EXERCISE DIRECTIONS: Repeat the material below exactly, with no pictures.

RECORDS SHOWN:
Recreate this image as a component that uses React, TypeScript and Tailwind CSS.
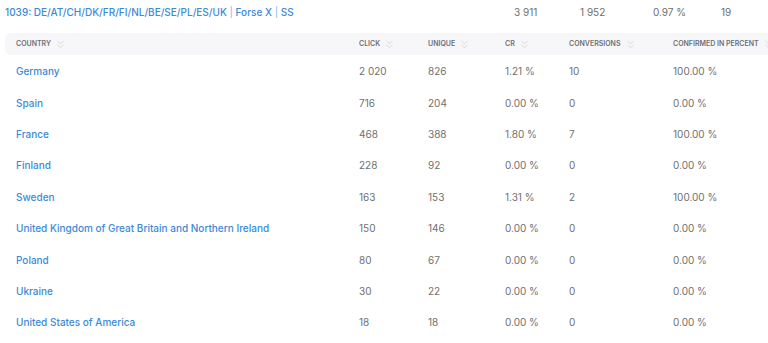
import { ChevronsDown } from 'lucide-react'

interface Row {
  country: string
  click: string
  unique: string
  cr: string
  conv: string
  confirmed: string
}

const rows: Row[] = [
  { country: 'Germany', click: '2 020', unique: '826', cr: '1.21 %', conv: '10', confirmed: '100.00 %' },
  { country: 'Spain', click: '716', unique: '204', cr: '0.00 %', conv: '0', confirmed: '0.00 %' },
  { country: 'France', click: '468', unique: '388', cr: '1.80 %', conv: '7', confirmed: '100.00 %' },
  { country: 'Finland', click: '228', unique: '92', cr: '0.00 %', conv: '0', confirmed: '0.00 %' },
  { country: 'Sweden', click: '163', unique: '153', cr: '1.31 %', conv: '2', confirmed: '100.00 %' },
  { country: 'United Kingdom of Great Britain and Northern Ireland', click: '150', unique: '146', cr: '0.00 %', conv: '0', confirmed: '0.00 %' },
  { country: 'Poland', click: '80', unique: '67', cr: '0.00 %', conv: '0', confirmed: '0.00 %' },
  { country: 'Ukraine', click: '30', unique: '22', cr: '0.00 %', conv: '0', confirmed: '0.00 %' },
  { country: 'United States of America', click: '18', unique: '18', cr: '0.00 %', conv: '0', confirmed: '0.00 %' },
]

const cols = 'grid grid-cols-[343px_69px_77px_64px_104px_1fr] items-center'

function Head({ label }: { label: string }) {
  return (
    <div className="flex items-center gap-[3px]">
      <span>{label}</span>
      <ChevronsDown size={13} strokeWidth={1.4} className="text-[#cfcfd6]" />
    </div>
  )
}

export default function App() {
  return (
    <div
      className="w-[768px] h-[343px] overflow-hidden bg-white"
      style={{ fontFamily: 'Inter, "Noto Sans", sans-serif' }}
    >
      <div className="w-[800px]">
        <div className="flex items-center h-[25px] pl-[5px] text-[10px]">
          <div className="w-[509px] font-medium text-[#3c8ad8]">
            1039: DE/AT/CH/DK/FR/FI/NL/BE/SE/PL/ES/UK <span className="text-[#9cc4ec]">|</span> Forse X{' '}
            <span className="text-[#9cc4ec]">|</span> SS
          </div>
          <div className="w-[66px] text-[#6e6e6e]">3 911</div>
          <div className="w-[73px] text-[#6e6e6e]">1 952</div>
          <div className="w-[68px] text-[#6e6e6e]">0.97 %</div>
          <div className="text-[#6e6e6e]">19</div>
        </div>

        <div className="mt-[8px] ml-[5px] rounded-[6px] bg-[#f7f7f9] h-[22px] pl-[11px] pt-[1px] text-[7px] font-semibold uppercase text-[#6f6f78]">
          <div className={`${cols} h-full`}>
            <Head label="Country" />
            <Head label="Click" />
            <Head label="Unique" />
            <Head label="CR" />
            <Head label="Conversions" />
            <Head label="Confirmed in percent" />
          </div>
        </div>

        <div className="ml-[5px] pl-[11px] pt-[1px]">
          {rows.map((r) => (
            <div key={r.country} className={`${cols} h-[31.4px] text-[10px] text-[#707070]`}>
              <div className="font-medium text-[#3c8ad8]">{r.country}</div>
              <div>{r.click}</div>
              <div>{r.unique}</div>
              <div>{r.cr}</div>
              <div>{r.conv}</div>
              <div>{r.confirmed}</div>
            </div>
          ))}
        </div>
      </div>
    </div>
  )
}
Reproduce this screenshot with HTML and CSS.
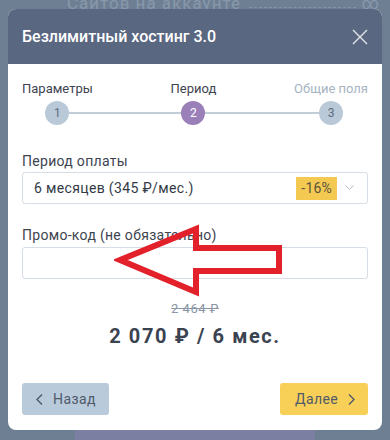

SOLUTION TO THIS PROBLEM:
Recreate this image as a component that uses React, TypeScript and Tailwind CSS.
import { ChevronsDown } from 'lucide-react'

interface Row {
  country: string
  click: string
  unique: string
  cr: string
  conv: string
  confirmed: string
}

const rows: Row[] = [
  { country: 'Germany', click: '2 020', unique: '826', cr: '1.21 %', conv: '10', confirmed: '100.00 %' },
  { country: 'Spain', click: '716', unique: '204', cr: '0.00 %', conv: '0', confirmed: '0.00 %' },
  { country: 'France', click: '468', unique: '388', cr: '1.80 %', conv: '7', confirmed: '100.00 %' },
  { country: 'Finland', click: '228', unique: '92', cr: '0.00 %', conv: '0', confirmed: '0.00 %' },
  { country: 'Sweden', click: '163', unique: '153', cr: '1.31 %', conv: '2', confirmed: '100.00 %' },
  { country: 'United Kingdom of Great Britain and Northern Ireland', click: '150', unique: '146', cr: '0.00 %', conv: '0', confirmed: '0.00 %' },
  { country: 'Poland', click: '80', unique: '67', cr: '0.00 %', conv: '0', confirmed: '0.00 %' },
  { country: 'Ukraine', click: '30', unique: '22', cr: '0.00 %', conv: '0', confirmed: '0.00 %' },
  { country: 'United States of America', click: '18', unique: '18', cr: '0.00 %', conv: '0', confirmed: '0.00 %' },
]

const cols = 'grid grid-cols-[343px_69px_77px_64px_104px_1fr] items-center'

function Head({ label }: { label: string }) {
  return (
    <div className="flex items-center gap-[3px]">
      <span>{label}</span>
      <ChevronsDown size={13} strokeWidth={1.4} className="text-[#cfcfd6]" />
    </div>
  )
}

export default function App() {
  return (
    <div
      className="w-[768px] h-[343px] overflow-hidden bg-white"
      style={{ fontFamily: 'Inter, "Noto Sans", sans-serif' }}
    >
      <div className="w-[800px]">
        <div className="flex items-center h-[25px] pl-[5px] text-[10px]">
          <div className="w-[509px] font-medium text-[#3c8ad8]">
            1039: DE/AT/CH/DK/FR/FI/NL/BE/SE/PL/ES/UK <span className="text-[#9cc4ec]">|</span> Forse X{' '}
            <span className="text-[#9cc4ec]">|</span> SS
          </div>
          <div className="w-[66px] text-[#6e6e6e]">3 911</div>
          <div className="w-[73px] text-[#6e6e6e]">1 952</div>
          <div className="w-[68px] text-[#6e6e6e]">0.97 %</div>
          <div className="text-[#6e6e6e]">19</div>
        </div>

        <div className="mt-[8px] ml-[5px] rounded-[6px] bg-[#f7f7f9] h-[22px] pl-[11px] pt-[1px] text-[7px] font-semibold uppercase text-[#6f6f78]">
          <div className={`${cols} h-full`}>
            <Head label="Country" />
            <Head label="Click" />
            <Head label="Unique" />
            <Head label="CR" />
            <Head label="Conversions" />
            <Head label="Confirmed in percent" />
          </div>
        </div>

        <div className="ml-[5px] pl-[11px] pt-[1px]">
          {rows.map((r) => (
            <div key={r.country} className={`${cols} h-[31.4px] text-[10px] text-[#707070]`}>
              <div className="font-medium text-[#3c8ad8]">{r.country}</div>
              <div>{r.click}</div>
              <div>{r.unique}</div>
              <div>{r.cr}</div>
              <div>{r.conv}</div>
              <div>{r.confirmed}</div>
            </div>
          ))}
        </div>
      </div>
    </div>
  )
}
Reproduce this screenshot with HTML and CSS.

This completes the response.